►

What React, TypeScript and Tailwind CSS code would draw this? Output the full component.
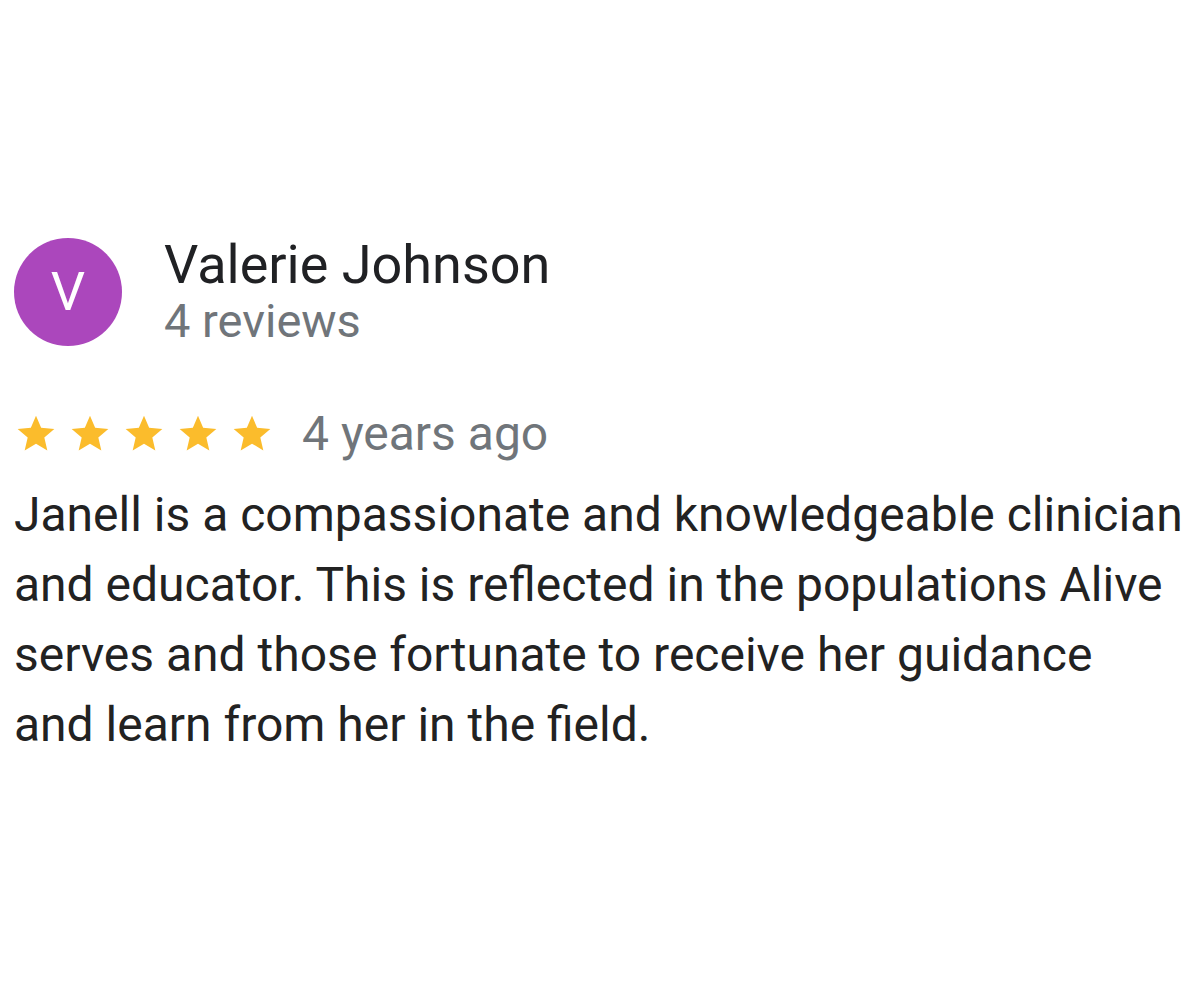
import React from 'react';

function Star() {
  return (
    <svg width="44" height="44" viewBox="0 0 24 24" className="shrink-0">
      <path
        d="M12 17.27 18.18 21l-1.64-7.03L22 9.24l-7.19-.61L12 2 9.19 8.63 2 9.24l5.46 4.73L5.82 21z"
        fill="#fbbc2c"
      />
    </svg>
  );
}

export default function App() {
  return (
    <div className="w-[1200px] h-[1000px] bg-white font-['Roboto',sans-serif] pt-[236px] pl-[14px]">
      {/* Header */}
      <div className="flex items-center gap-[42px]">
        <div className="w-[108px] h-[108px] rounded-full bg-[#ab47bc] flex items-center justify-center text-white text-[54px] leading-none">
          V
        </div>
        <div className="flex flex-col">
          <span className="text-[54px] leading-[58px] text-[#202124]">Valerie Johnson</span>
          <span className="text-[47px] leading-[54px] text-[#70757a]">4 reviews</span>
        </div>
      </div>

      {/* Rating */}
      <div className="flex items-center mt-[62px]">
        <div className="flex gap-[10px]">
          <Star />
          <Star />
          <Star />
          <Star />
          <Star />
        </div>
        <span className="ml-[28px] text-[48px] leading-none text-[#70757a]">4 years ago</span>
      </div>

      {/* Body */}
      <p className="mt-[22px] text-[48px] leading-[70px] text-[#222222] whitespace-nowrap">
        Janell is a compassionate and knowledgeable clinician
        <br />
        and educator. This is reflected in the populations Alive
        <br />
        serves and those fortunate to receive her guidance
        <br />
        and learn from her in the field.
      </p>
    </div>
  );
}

◄

§ AIM OF THE TASK
Identify each line containing the string "full" and copy it out.

§ SOLUTION TO THIS PROBLEM
What React, TypeScript and Tailwind CSS code would draw this? Output the full component.
        <div className="w-[108px] h-[108px] rounded-full bg-[#ab47bc] flex items-center justify-center text-white text-[54px] leading-none">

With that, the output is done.